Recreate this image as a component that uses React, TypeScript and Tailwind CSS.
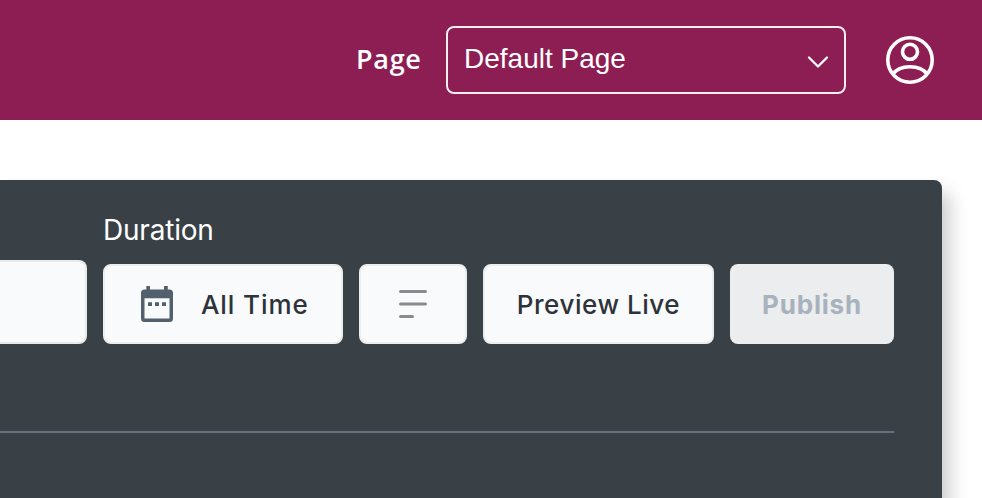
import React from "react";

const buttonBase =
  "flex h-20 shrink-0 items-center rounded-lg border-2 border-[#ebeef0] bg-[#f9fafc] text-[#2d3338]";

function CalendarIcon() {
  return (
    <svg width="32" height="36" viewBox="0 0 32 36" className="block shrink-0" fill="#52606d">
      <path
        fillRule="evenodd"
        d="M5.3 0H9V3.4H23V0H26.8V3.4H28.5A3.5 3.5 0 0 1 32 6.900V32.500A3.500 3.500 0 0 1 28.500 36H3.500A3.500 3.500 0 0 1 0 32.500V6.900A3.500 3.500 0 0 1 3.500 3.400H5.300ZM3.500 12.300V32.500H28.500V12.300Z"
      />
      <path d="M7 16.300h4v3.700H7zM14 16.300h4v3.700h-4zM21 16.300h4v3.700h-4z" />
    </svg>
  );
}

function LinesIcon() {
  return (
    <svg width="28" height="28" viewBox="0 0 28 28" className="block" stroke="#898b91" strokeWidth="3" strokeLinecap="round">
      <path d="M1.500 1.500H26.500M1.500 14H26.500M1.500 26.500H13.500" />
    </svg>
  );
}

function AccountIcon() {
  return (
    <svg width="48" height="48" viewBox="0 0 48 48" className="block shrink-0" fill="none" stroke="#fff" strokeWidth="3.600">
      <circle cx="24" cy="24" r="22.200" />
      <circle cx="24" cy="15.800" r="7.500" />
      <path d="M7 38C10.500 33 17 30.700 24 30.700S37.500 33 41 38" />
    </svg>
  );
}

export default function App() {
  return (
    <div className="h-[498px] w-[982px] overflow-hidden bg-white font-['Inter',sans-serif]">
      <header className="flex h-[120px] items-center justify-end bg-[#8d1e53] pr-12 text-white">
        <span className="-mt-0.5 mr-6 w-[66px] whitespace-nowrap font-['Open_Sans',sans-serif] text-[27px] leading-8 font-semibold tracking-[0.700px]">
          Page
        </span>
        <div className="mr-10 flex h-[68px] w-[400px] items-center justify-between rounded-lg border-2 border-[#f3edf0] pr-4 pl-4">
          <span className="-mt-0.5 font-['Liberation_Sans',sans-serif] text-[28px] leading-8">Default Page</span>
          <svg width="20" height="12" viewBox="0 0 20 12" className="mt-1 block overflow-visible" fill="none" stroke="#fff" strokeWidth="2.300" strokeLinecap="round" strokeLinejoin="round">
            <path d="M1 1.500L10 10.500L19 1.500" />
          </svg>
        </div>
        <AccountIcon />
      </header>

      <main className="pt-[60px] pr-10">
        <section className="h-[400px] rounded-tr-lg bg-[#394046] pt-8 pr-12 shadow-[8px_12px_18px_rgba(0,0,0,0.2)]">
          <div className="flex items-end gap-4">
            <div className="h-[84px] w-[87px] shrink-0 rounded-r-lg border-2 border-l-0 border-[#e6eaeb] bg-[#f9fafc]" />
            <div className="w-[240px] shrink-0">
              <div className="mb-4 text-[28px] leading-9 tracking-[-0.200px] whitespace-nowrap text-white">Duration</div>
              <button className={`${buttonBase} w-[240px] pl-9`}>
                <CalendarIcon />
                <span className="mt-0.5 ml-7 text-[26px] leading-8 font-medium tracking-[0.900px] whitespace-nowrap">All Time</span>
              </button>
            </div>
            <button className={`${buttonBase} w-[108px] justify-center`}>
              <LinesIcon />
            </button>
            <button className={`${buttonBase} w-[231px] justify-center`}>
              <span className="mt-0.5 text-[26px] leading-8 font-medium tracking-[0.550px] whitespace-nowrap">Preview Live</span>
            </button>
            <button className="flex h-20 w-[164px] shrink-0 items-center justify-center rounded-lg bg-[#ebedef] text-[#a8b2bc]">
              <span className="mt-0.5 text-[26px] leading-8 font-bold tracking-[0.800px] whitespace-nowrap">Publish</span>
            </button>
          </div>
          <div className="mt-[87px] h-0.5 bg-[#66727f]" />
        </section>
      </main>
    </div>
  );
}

...

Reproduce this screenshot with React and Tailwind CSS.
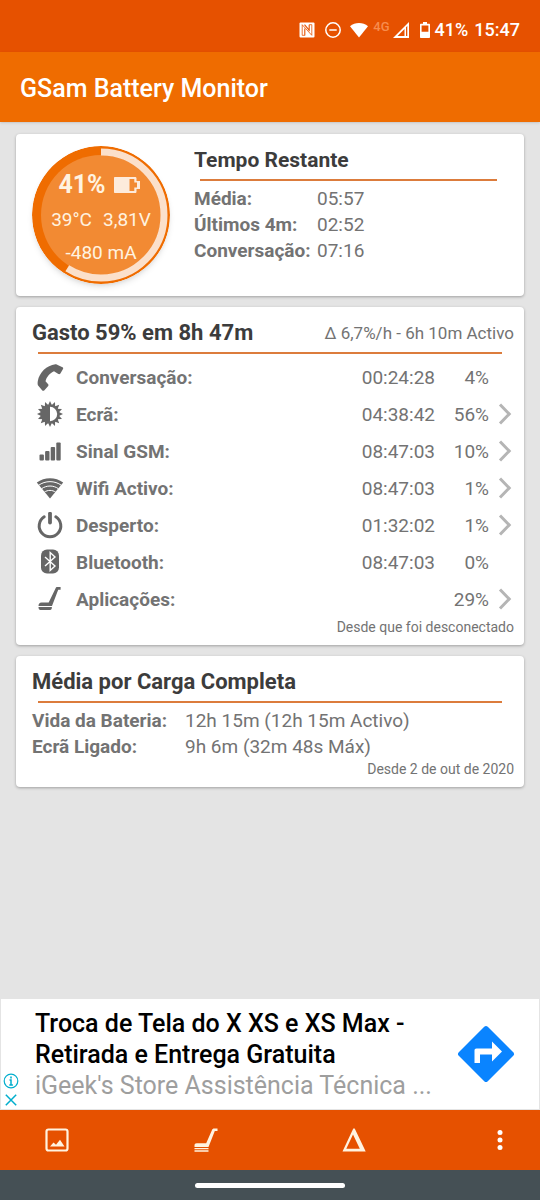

GOAL OF THE EXERCISE: Copy only what runs above from the line containing "Recreate this image" through the line containing "h-20 shrink-0 items-center", exactly. Leave out the pictures.

RESULT OF THE EXERCISE:
Recreate this image as a component that uses React, TypeScript and Tailwind CSS.
import React from "react";

const buttonBase =
  "flex h-20 shrink-0 items-center rounded-lg border-2 border-[#ebeef0] bg-[#f9fafc] text-[#2d3338]";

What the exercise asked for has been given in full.